Don't forget the screws on the side that control the fore/aft position where the arms connect to the head.

Omega Adjusting Screws.jpg

Good luck,

Neal Wydra
 
Dear pstake,

You have run into the bane of Omega dichroic head owners. Conceptually, adjusting the head alignment is as simple as it looks. The reality is that the design is clumsy and difficult. What I do is loosen all the bits that hold it on, prop up the head so that it aligns well on the negative stage but with the right side ever so slightly higher (it will sag back down when the connections are tight and the support is removed), then tighten it all up. The good news is that once it's done, you should have no problems for years.

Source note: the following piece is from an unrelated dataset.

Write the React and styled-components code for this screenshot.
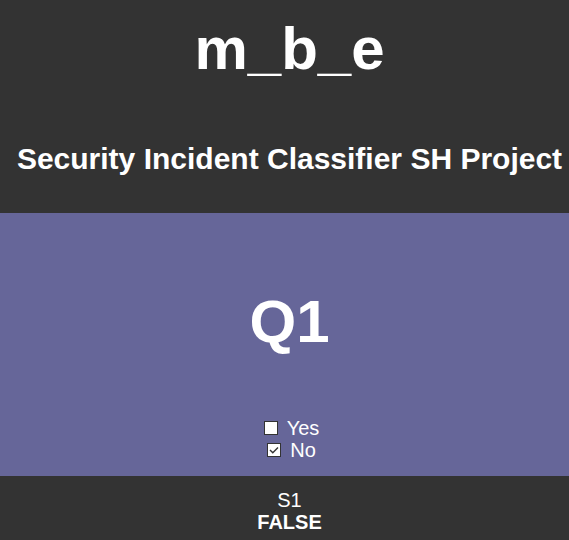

Don't forget the screws on the side that control the fore/aft position where the arms connect to the head.

View attachment 87799

Good luck,

Neal Wydra

Thanks, Neal. The instructions point to those two screws for fore/aft adjustment but state to use a hex key/allen wrench for the side/side adjustment. The only allens I see, I don't see how they make any kind of adjustment. I will post a picture in a few.
 
I'm not sure why the photos are displaying turned 90 degrees.



photo6.jpg

These are the only hex bolts on the "lower right hand lever arm where it is fastened to the cross rod ..." There are two of them, and I tried loosening and tightening and nothing happened.




photo4.jpg

"The top right lifting arm can be loosened ... the top lever adjustment will critically align the lamphouse to the film stage.




photo3.jpg

To illustrate proximities.




photo2.jpg

Negative stage is basically level (I will do critical alignment later)




photo1.jpg

lamphouse is very NOT level.
 
Thanks, Neal. The instructions point to those two screws for fore/aft adjustment but state to use a hex key/allen wrench for the side/side adjustment. The only allens I see, I don't see how they make any kind of adjustment. I will post a picture in a few.

You need to loosen the lever (by first loosening the grub screw) and spin it slightly on the shaft so that the levers raise the lamphead evenly from side to side and front to back.

I can paraphrase those instructions on how to make it better rather than worse once you loosen the levers:

If the lamphouse is too low on one side then prop up just that side using a shim of some sort. They recommend the edge of the negative holder. With the low side propped up, now the other side is hanging up in the air with no shim under it. Now loosen the levers on the rods and the raised side of the lamphead comes down and makes contact with the stage and takes the twist out of levers. Now retighten and take the negative holder out of the other end and see how it looks now. Repeat if it is still not even.
 
Last edited by a moderator:
Thank you to everyone who responded. I followed the instructions again and it worked. I don't understand why it worked and I agree that it's a clumsy design. It does appear to be staying put, however.